▸ What the task asks:
Find all the lines with "React" and gather them.

▸ Exercise inputs:
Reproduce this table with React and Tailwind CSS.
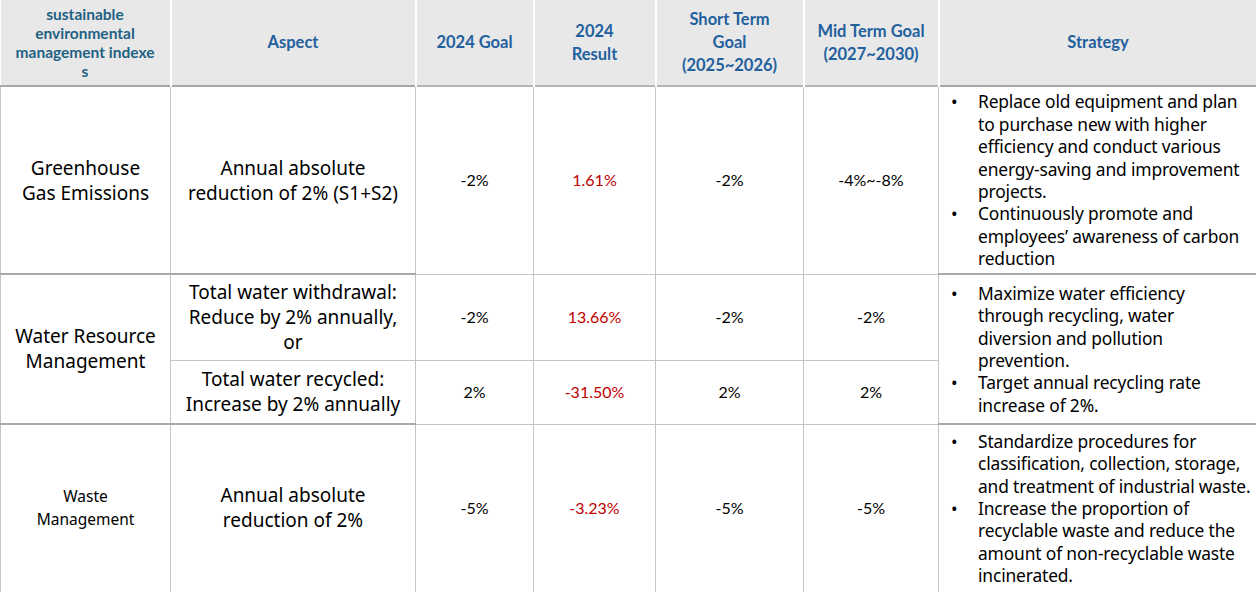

* * *

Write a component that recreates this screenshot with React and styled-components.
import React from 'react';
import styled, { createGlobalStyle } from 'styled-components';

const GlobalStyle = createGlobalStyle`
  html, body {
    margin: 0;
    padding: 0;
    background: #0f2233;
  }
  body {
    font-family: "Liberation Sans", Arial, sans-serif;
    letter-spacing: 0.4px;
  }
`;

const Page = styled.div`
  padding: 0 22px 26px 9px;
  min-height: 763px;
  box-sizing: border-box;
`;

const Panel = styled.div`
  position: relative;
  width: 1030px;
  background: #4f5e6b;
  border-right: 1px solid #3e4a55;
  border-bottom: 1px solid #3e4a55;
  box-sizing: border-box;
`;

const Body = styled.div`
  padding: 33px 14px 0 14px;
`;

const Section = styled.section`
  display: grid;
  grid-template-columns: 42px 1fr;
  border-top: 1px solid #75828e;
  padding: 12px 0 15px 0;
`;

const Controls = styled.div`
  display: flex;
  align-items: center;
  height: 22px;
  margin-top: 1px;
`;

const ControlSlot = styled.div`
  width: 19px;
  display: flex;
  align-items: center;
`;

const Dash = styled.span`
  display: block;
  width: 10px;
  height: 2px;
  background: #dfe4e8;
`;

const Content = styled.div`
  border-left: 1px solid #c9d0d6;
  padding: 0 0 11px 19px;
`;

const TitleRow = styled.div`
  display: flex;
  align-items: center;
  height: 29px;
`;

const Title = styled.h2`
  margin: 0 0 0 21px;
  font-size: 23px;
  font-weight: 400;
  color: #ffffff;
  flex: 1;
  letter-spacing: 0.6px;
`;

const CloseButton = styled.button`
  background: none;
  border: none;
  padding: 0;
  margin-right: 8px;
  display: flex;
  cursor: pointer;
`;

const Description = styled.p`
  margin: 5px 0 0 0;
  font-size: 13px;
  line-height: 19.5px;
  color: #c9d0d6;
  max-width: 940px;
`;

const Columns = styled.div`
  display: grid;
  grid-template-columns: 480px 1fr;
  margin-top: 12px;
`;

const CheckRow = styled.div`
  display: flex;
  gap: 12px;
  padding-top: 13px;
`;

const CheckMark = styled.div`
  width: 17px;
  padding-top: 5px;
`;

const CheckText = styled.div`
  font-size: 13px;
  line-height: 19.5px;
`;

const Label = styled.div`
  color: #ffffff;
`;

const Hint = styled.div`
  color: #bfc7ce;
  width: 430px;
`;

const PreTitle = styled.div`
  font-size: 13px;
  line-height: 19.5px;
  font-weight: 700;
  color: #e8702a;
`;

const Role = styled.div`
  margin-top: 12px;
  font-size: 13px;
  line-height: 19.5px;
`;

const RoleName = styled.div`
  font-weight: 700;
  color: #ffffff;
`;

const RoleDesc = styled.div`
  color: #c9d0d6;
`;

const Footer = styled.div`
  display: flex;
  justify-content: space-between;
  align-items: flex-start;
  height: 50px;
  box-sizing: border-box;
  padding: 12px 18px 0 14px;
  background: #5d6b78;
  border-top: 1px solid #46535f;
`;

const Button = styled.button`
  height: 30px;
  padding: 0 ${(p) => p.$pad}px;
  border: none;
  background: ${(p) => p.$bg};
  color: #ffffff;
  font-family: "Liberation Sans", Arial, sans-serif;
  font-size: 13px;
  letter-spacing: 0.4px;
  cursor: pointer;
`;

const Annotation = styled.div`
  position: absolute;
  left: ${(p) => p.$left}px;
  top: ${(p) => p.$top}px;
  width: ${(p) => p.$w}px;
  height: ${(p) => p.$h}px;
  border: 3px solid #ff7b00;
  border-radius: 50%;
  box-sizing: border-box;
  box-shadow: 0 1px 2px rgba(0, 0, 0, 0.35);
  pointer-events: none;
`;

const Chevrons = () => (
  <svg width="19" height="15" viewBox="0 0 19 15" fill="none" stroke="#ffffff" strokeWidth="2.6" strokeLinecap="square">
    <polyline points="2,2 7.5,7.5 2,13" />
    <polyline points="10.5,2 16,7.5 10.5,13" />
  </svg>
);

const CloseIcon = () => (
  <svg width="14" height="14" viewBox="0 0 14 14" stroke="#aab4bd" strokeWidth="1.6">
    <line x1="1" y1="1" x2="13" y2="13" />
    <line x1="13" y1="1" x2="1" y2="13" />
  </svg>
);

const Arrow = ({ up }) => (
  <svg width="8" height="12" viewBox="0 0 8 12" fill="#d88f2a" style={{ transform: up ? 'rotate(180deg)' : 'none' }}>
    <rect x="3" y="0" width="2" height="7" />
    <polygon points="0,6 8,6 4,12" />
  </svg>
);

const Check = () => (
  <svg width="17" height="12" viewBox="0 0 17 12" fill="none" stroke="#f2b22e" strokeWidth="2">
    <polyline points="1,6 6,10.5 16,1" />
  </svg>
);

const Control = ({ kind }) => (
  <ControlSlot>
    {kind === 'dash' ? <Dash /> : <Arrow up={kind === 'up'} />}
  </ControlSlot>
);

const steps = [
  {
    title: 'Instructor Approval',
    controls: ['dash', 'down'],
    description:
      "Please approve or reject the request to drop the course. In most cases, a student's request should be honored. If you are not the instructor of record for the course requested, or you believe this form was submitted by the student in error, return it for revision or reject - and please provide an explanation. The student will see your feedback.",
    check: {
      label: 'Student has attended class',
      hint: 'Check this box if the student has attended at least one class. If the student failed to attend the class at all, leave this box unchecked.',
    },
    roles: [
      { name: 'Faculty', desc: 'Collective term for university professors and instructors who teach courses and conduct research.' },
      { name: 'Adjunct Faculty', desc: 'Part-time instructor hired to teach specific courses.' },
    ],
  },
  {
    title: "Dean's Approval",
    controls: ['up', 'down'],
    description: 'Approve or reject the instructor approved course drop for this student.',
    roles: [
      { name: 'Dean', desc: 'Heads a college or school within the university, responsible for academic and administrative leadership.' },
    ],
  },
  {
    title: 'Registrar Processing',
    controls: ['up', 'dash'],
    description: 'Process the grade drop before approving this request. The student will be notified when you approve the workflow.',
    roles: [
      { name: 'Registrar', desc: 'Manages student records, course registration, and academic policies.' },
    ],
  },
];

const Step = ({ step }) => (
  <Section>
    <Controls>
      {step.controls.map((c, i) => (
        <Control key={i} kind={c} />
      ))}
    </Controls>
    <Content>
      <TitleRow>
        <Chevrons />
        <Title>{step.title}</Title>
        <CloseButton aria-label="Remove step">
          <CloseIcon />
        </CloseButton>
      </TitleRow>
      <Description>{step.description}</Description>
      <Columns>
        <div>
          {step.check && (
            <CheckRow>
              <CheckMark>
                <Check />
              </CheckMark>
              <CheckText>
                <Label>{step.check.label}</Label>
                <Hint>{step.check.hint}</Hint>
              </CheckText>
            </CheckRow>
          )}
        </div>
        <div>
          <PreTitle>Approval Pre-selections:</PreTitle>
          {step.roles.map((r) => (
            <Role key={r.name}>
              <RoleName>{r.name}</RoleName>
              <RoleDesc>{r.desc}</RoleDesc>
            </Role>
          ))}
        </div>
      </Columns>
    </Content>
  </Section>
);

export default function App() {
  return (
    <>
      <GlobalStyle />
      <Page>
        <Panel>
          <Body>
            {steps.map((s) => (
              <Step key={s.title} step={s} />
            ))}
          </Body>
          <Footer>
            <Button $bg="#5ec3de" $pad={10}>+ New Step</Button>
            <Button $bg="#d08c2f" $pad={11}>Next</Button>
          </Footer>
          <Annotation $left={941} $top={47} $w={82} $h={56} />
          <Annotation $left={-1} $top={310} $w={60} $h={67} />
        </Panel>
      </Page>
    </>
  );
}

▸ Answer:
Reproduce this table with React and Tailwind CSS.
Write a component that recreates this screenshot with React and styled-components.
import React from 'react';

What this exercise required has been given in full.